TASK BRIEF:
Tally the lines that contain the string "Generate" and state that total without comment.

● ● ● ●

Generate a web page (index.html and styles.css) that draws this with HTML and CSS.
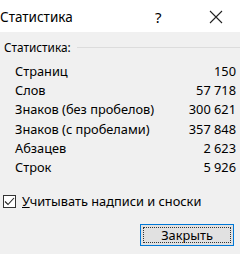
FILE: index.html
```html
<!DOCTYPE html>
<html lang="ru">
<head>
  <meta charset="UTF-8" />
  <title>Статистика</title>
  <link rel="stylesheet" href="styles.css">
</head>
<body>
  <div class="dialog">
    <div class="titlebar">
      <span class="title">Статистика</span>
      <span class="help">?</span>
      <span class="close">
        <svg width="14" height="14" viewBox="0 0 14 14">
          <path d="M1 1 L13 13 M13 1 L1 13" stroke="#222" stroke-width="1.1" fill="none"/>
        </svg>
      </span>
    </div>

    <div class="content">
      <div class="group-title">
        <span>Статистика:</span>
        <div class="group-line"></div>
      </div>

      <div class="stats">
        <div class="stat-row"><span>Страниц</span><span>150</span></div>
        <div class="stat-row"><span>Слов</span><span>57 718</span></div>
        <div class="stat-row"><span>Знаков (без пробелов)</span><span>300 621</span></div>
        <div class="stat-row"><span>Знаков (с пробелами)</span><span>357 848</span></div>
        <div class="stat-row"><span>Абзацев</span><span>2 623</span></div>
        <div class="stat-row"><span>Строк</span><span>5 926</span></div>
      </div>

      <label class="check-row">
        <span class="checkbox">
          <svg width="11" height="11" viewBox="0 0 11 11">
            <path d="M1 5.5 L4 8.5 L10 2" stroke="#222" stroke-width="1.1" fill="none"/>
          </svg>
        </span>
        <span><u>У</u>читывать надписи и сноски</span>
      </label>

      <div class="actions">
        <button class="close-btn"><span class="focus">Закрыть</span></button>
      </div>
    </div>
  </div>
</body>
</html>
```

FILE: styles.css
```css
* {
  box-sizing: border-box;
}

body {
  margin: 0;
  font-family: "Noto Sans", "Open Sans", sans-serif;
  font-size: 12.8px;
  color: #000;
  background: #f0f0f0;
}

.dialog {
  width: 240px;
  height: 254px;
  overflow: hidden;
}

.titlebar {
  height: 32px;
  background: #fff;
  display: flex;
  align-items: center;
  padding-top: 2px;
}

.title {
  font-size: 13.5px;
  flex-grow: 1;
}

.help {
  font-size: 15px;
  width: 54px;
  text-align: left;
}

.close {
  display: flex;
  width: 31px;
}

.content {
  padding: 6px 4px 0 4px;
}

.group-title {
  display: flex;
  align-items: center;
  height: 18px;
  font-size: 11.8px;
}

.group-line {
  flex-grow: 1;
  height: 1px;
  background: #dcdcdc;
  margin-left: 6px;
  margin-right: -4px;
}

.stats {
  padding: 6px 0 0 11px;
}

.stat-row {
  display: flex;
  justify-content: space-between;
  height: 19.2px;
  line-height: 19.2px;
}

.check-row {
  display: flex;
  align-items: center;
  gap: 6px;
  margin-top: 15px;
  margin-left: -1px;
}

.checkbox {
  width: 13px;
  height: 13px;
  border: 1px solid #333;
  background: #fff;
  display: flex;
  align-items: center;
  justify-content: center;
}

.actions {
  display: flex;
  justify-content: flex-end;
  margin-top: 14px;
  padding-right: 2px;
}

.close-btn {
  width: 94px;
  height: 22px;
  padding: 2px;
  border: 1px solid #0078d7;
  background: #e1e1e1;
  font-family: inherit;
  font-size: 12.8px;
  display: flex;
}

.focus {
  flex-grow: 1;
  border: 1px dotted #333;
  display: flex;
  align-items: center;
  justify-content: center;
}
```
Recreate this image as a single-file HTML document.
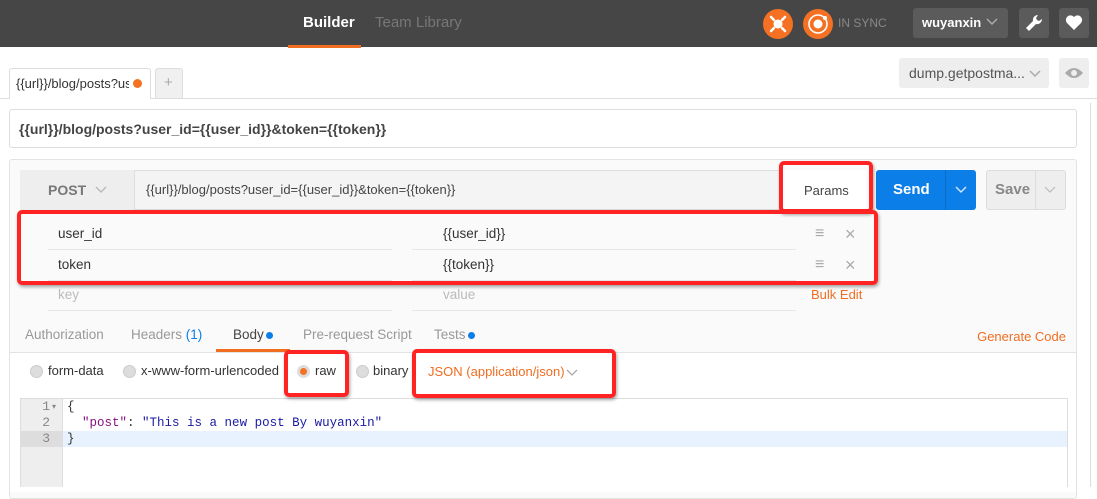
<!DOCTYPE html>
<html><head><style>
*{box-sizing:border-box;margin:0;padding:0}
body{width:1097px;height:487px;overflow:hidden;background:#fff;font-family:"Liberation Sans",sans-serif;font-size:13px;color:#333;position:relative}
.a{position:absolute}
.red{position:absolute;border:4px solid #ff2323;border-radius:5px;box-shadow:1px 2px 3px rgba(0,0,0,.35)}
.t{position:absolute;white-space:nowrap}
.o{color:#f06d22}
.line{position:absolute;height:1px;background:#e6e6e6}
.radio{position:absolute;width:13px;height:13px;border-radius:50%;background:#ddd;border:1px solid #ccc}
</style></head><body>
<div class="a" style="left:0;top:0;width:1097px;height:47px;background:#464646"></div>
<div class="t" style="left:303px;top:14px;color:#fff;font-weight:bold;font-size:15px">Builder</div>
<div class="a" style="left:288px;top:45px;width:73px;height:3px;background:#f06d22"></div>
<div class="t" style="left:375px;top:14px;color:#777;font-size:15px">Team Library</div>
<div class="a" style="left:763px;top:9px;width:30px;height:30px;border-radius:50%;background:#f47023"></div>
<svg class="a" style="left:763px;top:9px" width="30" height="30"><circle cx="15" cy="15" r="4.5" fill="#fff"/><g stroke="#fff" stroke-width="2.5" stroke-linecap="round"><line x1="8" y1="8" x2="11" y2="11"/><line x1="22" y1="8" x2="19" y2="11"/><line x1="8" y1="22" x2="11" y2="19"/><line x1="22" y1="22" x2="19" y2="19"/></g></svg>
<div class="a" style="left:803px;top:9px;width:30px;height:30px;border-radius:50%;background:#f47023"></div>
<svg class="a" style="left:803px;top:9px" width="30" height="30"><circle cx="15" cy="15" r="9" fill="none" stroke="#fff" stroke-width="1.6"/><circle cx="15" cy="15" r="4.5" fill="#fff"/><circle cx="22" cy="9" r="2" fill="#fff"/></svg>
<div class="t" style="left:838px;top:16px;color:#888;font-size:12px">IN SYNC</div>
<div class="a" style="left:913px;top:8px;width:95px;height:30px;background:#5b5b5b;border-radius:3px"></div>
<div class="t" style="left:922px;top:15px;color:#fff;font-weight:bold;font-size:13px">wuyanxin</div>
<svg class="a" style="left:986px;top:18px" width="12" height="8"><path d="M1 1l5 5 5-5" fill="none" stroke="#aaa" stroke-width="1.5"/></svg>
<div class="a" style="left:1019px;top:8px;width:30px;height:30px;background:#5b5b5b;border-radius:3px"></div>
<svg class="a" style="left:1024px;top:13px" width="20" height="20"><path d="M14 2a5 5 0 0 0-5 6L2 15l3 3 7-7a5 5 0 0 0 6-5l-3 2-2-1-1-2z" fill="#fff"/></svg>
<div class="a" style="left:1059px;top:8px;width:30px;height:30px;background:#5b5b5b;border-radius:3px"></div>
<svg class="a" style="left:1065px;top:14px" width="18" height="17"><path d="M9 16L2 9a4 4 0 0 1 7-6 4 4 0 0 1 7 6z" fill="#fff"/></svg>
<div class="line" style="left:0;top:98px;width:1097px;background:#ddd"></div>
<div class="a" style="left:9px;top:68px;width:142px;height:31px;background:#fff;border:1px solid #ddd;border-bottom:none;border-radius:3px 3px 0 0"></div>
<div class="t" style="left:16px;top:76px;width:113px;overflow:hidden;font-size:13px">{{url}}/blog/posts?user_id</div>
<div class="a" style="left:133px;top:79px;width:9px;height:9px;border-radius:50%;background:#f47023"></div>
<div class="a" style="left:155px;top:68px;width:28px;height:30px;background:#f0f0f0;border:1px solid #ddd;border-bottom:none;border-radius:3px 3px 0 0"></div>
<div class="t" style="left:164px;top:74px;color:#aaa;font-size:15px">+</div>
<div class="a" style="left:899px;top:58px;width:150px;height:30px;background:#eee;border-radius:3px"></div>
<div class="t" style="left:909px;top:65px;color:#555;font-size:14px">dump.getpostma...</div>
<svg class="a" style="left:1029px;top:70px" width="12" height="8"><path d="M1 1l5 5 5-5" fill="none" stroke="#aaa" stroke-width="1.5"/></svg>
<div class="a" style="left:1059px;top:58px;width:30px;height:30px;background:#eee;border-radius:3px"></div>
<svg class="a" style="left:1064px;top:66px" width="20" height="14"><path d="M1 7q9-10 18 0q-9 10-18 0z" fill="#aaa"/><circle cx="10" cy="7" r="3" fill="#eee"/></svg>
<div class="a" style="left:1090px;top:103px;width:1px;height:384px;background:#ddd"></div>
<div class="a" style="left:9px;top:109px;width:1068px;height:39px;border:1px solid #ddd;border-radius:3px"></div>
<div class="t" style="left:19px;top:121px;font-weight:bold;font-size:14px;color:#444">{{url}}/blog/posts?user_id={{user_id}}&amp;token={{token}}</div>
<div class="a" style="left:9px;top:159px;width:1068px;height:340px;background:#fafafa;border:1px solid #e3e3e3;border-radius:3px"></div>
<div class="a" style="left:20px;top:170px;width:846px;height:40px;border:1px solid #ddd;border-radius:3px;background:#f4f4f4"></div>
<div class="a" style="left:20px;top:170px;width:115px;height:40px;background:#eee;border-right:1px solid #ddd"></div>
<div class="t" style="left:48px;top:182px;font-weight:bold;color:#777;font-size:14px">POST</div>
<svg class="a" style="left:95px;top:186px" width="12" height="8"><path d="M1 1l5 5 5-5" fill="none" stroke="#bbb" stroke-width="1.5"/></svg>
<div class="t" style="left:146px;top:182px;font-size:13px;color:#444">{{url}}/blog/posts?user_id={{user_id}}&amp;token={{token}}</div>
<div class="a" style="left:782px;top:170px;width:84px;height:40px;background:#fff;border-left:1px solid #ddd"></div>
<div class="t" style="left:804px;top:183px;font-size:13px;color:#444444">Params</div>
<div class="a" style="left:876px;top:170px;width:100px;height:40px;background:#0b7ee8;border-radius:3px"></div>
<div class="a" style="left:945px;top:170px;width:1px;height:40px;background:#0a6cc7"></div>
<div class="t" style="left:893px;top:181px;color:#fff;font-weight:bold;font-size:15px">Send</div>
<svg class="a" style="left:955px;top:186px" width="12" height="8"><path d="M1 1l5 5 5-5" fill="none" stroke="#cfe4fb" stroke-width="1.5"/></svg>
<div class="a" style="left:986px;top:170px;width:80px;height:40px;background:#eee;border:1px solid #ddd;border-radius:3px"></div>
<div class="a" style="left:1035px;top:170px;width:1px;height:40px;background:#ddd"></div>
<div class="t" style="left:995px;top:181px;color:#888;font-weight:bold;font-size:15px">Save</div>
<svg class="a" style="left:1044px;top:186px" width="12" height="8"><path d="M1 1l5 5 5-5" fill="none" stroke="#bbb" stroke-width="1.2"/></svg>
<div class="t" style="left:58px;top:226px;font-size:13.5px">user_id</div>
<div class="t" style="left:443px;top:226px;font-size:13.5px">{{user_id}}</div>
<div class="t" style="left:58px;top:257px;font-size:13.5px">token</div>
<div class="t" style="left:443px;top:257px;font-size:13.5px">{{token}}</div>
<div class="t" style="left:58px;top:287px;color:#bbb;font-size:13.5px">key</div>
<div class="t" style="left:443px;top:287px;color:#bbb;font-size:13.5px">value</div>
<div class="line" style="left:48px;top:249px;width:344px"></div><div class="line" style="left:412px;top:249px;width:384px"></div>
<div class="line" style="left:48px;top:280px;width:344px"></div><div class="line" style="left:412px;top:280px;width:384px"></div>
<div class="line" style="left:48px;top:310px;width:344px"></div><div class="line" style="left:412px;top:310px;width:384px"></div>
<div class="t" style="left:815px;top:225px;color:#aaa;font-size:16px;font-weight:bold">≡</div>
<div class="t" style="left:845px;top:224px;color:#aaa;font-size:18px">×</div>
<div class="t" style="left:815px;top:256px;color:#aaa;font-size:16px;font-weight:bold">≡</div>
<div class="t" style="left:845px;top:255px;color:#aaa;font-size:18px">×</div>
<div class="t o" style="left:811px;top:287px;font-size:13px">Bulk Edit</div>
<div class="t" style="left:25px;top:327px;color:#999;font-size:13.5px">Authorization</div>
<div class="t" style="left:131px;top:327px;color:#999;font-size:13.5px">Headers <span style="color:#0b7ee8">(1)</span></div>
<div class="t" style="left:233px;top:327px;color:#444;font-size:13.5px">Body</div>
<div class="a" style="left:266px;top:332px;width:7px;height:7px;border-radius:50%;background:#0b7ee8"></div>
<div class="t" style="left:303px;top:327px;color:#999;font-size:13.5px">Pre-request Script</div>
<div class="t" style="left:434px;top:327px;color:#999;font-size:13.5px">Tests</div>
<div class="a" style="left:468px;top:332px;width:7px;height:7px;border-radius:50%;background:#0b7ee8"></div>
<div class="t o" style="right:31px;top:329px;font-size:13px">Generate Code</div>
<div class="a" style="left:10px;top:352px;width:1066px;height:140px;background:#fff;border-top:1px solid #e3e3e3"></div>
<div class="a" style="left:216px;top:349px;width:74px;height:3px;background:#f06d22"></div>
<div class="radio" style="left:30px;top:365px"></div><div class="t" style="left:48px;top:363px;font-size:13px">form-data</div>
<div class="radio" style="left:123px;top:365px"></div><div class="t" style="left:141px;top:363px;font-size:13px">x-www-form-urlencoded</div>
<div class="radio" style="left:297px;top:365px;background:#f47023;border:3px solid #ddd"></div><div class="t" style="left:315px;top:363px;font-size:13px">raw</div>
<div class="radio" style="left:356px;top:365px"></div><div class="t" style="left:373px;top:363px;font-size:13px">binary</div>
<div class="t o" style="left:428px;top:364px;font-size:13px">JSON (application/json)</div>
<svg class="a" style="left:566px;top:369px" width="12" height="8"><path d="M1 1l5 5 5-5" fill="none" stroke="#aaa" stroke-width="1.3"/></svg>
<div class="a" style="left:20px;top:398px;width:1048px;height:89px;border:1px solid #ddd;border-bottom:none"></div>
<div class="a" style="left:21px;top:399px;width:42px;height:88px;background:#eee;border-right:1px solid #ddd"></div>
<div class="a" style="left:21px;top:431px;width:42px;height:16px;background:#ddd"></div>
<div class="a" style="left:63px;top:431px;width:1004px;height:16px;background:#e8f2fe"></div>
<div style="position:absolute;left:22px;top:399px;font-family:'Liberation Mono',monospace;font-size:13px;line-height:16px;color:#888;text-align:right;width:28px">1<br>2<br>3</div>
<div class="t" style="left:52px;top:399px;color:#888;font-size:8px;line-height:16px">▾</div>
<div style="position:absolute;left:67px;top:399px;font-family:'Liberation Mono',monospace;font-size:12.5px;line-height:16px;color:#333;white-space:pre">{
  <span style="color:#881280">"post"</span>: <span style="color:#1a1aa6">"This is a new post By wuyanxin"</span>
}</div>
<div class="red" style="left:779px;top:161px;width:94px;height:52px"></div>
<div class="red" style="left:17px;top:210px;width:861px;height:75px"></div>
<div class="red" style="left:284px;top:350px;width:65px;height:47px"></div>
<div class="red" style="left:412px;top:349px;width:204px;height:49px"></div>
</body></html>
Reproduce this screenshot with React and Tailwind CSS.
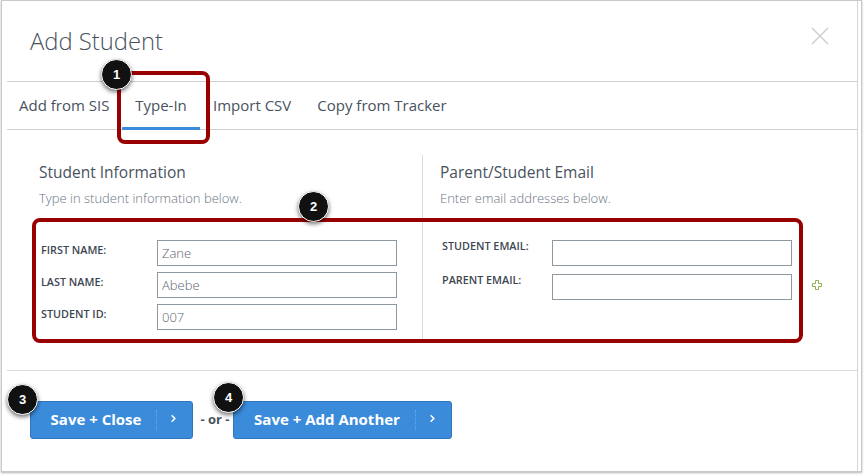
import { ChevronRight } from "lucide-react";

const font = "font-['Open_Sans',sans-serif]";

function Field({ label, value, labelClass = "w-[116px]" }) {
  return (
    <div className="flex items-start">
      <label className={`shrink-0 text-[10.8px] leading-[14px] font-semibold text-[#3d4652] ${labelClass}`}>
        {label}
      </label>
      <div className="w-[240px] h-[26px] border border-[#8f98a1] px-1 text-[13px] leading-[25px] font-light text-[#5a6470]">
        {value}
      </div>
    </div>
  );
}

function SaveButton({ label, className }) {
  return (
    <button className={`flex items-center h-[38px] rounded-[3px] bg-[#3b8bdb] border border-[#2f76bd] text-white ${className}`}>
      <span className="flex-1 text-center text-[15px] font-bold pl-[5px] pb-[1px]">{label}</span>
      <span className="flex items-center justify-center w-[36px] h-[20px] border-l border-dotted border-[#6ea9e4] pr-[2px]">
        <ChevronRight size={11} strokeWidth={3.5} className="-mt-[4px]" />
      </span>
    </button>
  );
}

function Step({ n, className }) {
  return (
    <div className={`absolute w-[31px] h-[31px] rounded-full bg-[#111] border border-white flex items-center justify-center text-white text-[13px] font-bold font-['Liberation_Sans',sans-serif] shadow-[0_2px_4px_rgba(0,0,0,0.55)] ${className}`}>
      {n}
    </div>
  );
}

export default function App() {
  return (
    <div className={`relative w-[864px] h-[475px] overflow-hidden bg-white ${font}`}>
      {/* Modal */}
      <div className="w-[861px] h-[472px] ml-px border border-[#c9c9c9] bg-white pl-[5px] pr-[3px] shadow-[0_1px_2px_rgba(0,0,0,0.3)]">
        <div className="h-full border-r border-[#d4d4d4] flex flex-col">
          {/* Header */}
          <div className="h-[81px] shrink-0 flex items-start justify-between pl-[23px] pr-[28px] pt-[23px] border-b border-[#cfcfcf]">
            <h1 className="text-[23.8px] leading-[34px] font-light text-[#48525e]">Add Student</h1>
            <svg width="18" height="18" viewBox="0 0 18 18" className="mt-[3px]" stroke="#d0d0d0" strokeWidth="1.6" fill="none">
              <path d="M1 1 17 17M17 1 1 17" />
            </svg>
          </div>

          {/* Tabs */}
          <div className="h-[48px] shrink-0 flex items-start border-b border-[#cfcfcf] text-[15px] leading-[46px] text-[#48525e]">
            <span className="ml-[12px] w-[91px]">Add from SIS</span>
            <span className="relative ml-[12px] w-[78px] h-[47px] text-center">
              Type-In
              <span className="absolute left-0 right-0 bottom-[-1px] h-[3px] bg-[#3b8bdb]" />
            </span>
            <span className="ml-[13px]">Import CSV</span>
            <span className="ml-[26px]">Copy from Tracker</span>
          </div>

          {/* Form columns */}
          <div className="h-[241px] shrink-0 border-b border-[#dcdcdc] pt-[25px]">
            <div className="flex h-[188px]">
              <div className="w-[416px] shrink-0 border-r border-[#dcdcdc] pl-[32px] pt-[7px]">
                <h2 className="text-[15.5px] leading-[20px] text-[#48525e]">Student Information</h2>
                <p className="mt-[7px] text-[13px] leading-[18px] font-light text-[#6b747f]">Type in student information below.</p>
                <div className="mt-[33px] flex flex-col gap-[6px] pl-[2px]">
                  <Field label="FIRST NAME:" value="Zane" labelClass="w-[116px] pt-[3px]" />
                  <Field label="LAST NAME:" value="Abebe" labelClass="w-[116px] pt-[3px]" />
                  <Field label="STUDENT ID:" value="007" labelClass="w-[116px] pt-[3px]" />
                </div>
              </div>
              <div className="flex-1 pl-[17px] pt-[7px]">
                <h2 className="text-[15.5px] leading-[20px] text-[#48525e]">Parent/Student Email</h2>
                <p className="mt-[7px] text-[13px] leading-[18px] font-light text-[#6b747f]">Enter email addresses below.</p>
                <div className="mt-[33px] flex items-end pl-[2px]">
                  <div className="flex flex-col gap-[8px]">
                    <Field label="STUDENT EMAIL:" labelClass="w-[110px] -mt-[1px]" />
                    <Field label="PARENT EMAIL:" labelClass="w-[110px] -mt-[1px]" />
                  </div>
                  <svg width="10" height="10" viewBox="0 0 10 10" className="ml-[20px] mb-[10px]" fill="none" stroke="#8fb24f" strokeWidth="1">
                    <path d="M3.5.5h3v3h3v3h-3v3h-3v-3h-3v-3h3z" />
                  </svg>
                </div>
              </div>
            </div>
          </div>

          {/* Footer */}
          <div className="flex items-start pl-[23px] pt-[30px]">
            <SaveButton label="Save + Close" className="w-[163px]" />
            <span className="w-[40px] pl-[4px] text-center text-[13px] leading-[36px] font-bold text-[#48525e] whitespace-nowrap">- or -</span>
            <SaveButton label="Save + Add Another" className="w-[219px]" />
          </div>
        </div>
      </div>

      {/* Annotations */}
      <div className="absolute left-[117px] top-[71px] w-[93px] h-[73px] rounded-[8px] border-[4px] border-[#990000]" />
      <div className="absolute left-[32px] top-[218px] w-[771px] h-[125px] rounded-[8px] border-[4px] border-[#990000]" />
      <Step n="1" className="left-[101px] top-[59px]" />
      <Step n="2" className="left-[298px] top-[191px]" />
      <Step n="3" className="left-[7px] top-[384px]" />
      <Step n="4" className="left-[213px] top-[382px]" />
    </div>
  );
}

● ● ● ●

TASK OUTPUT:
2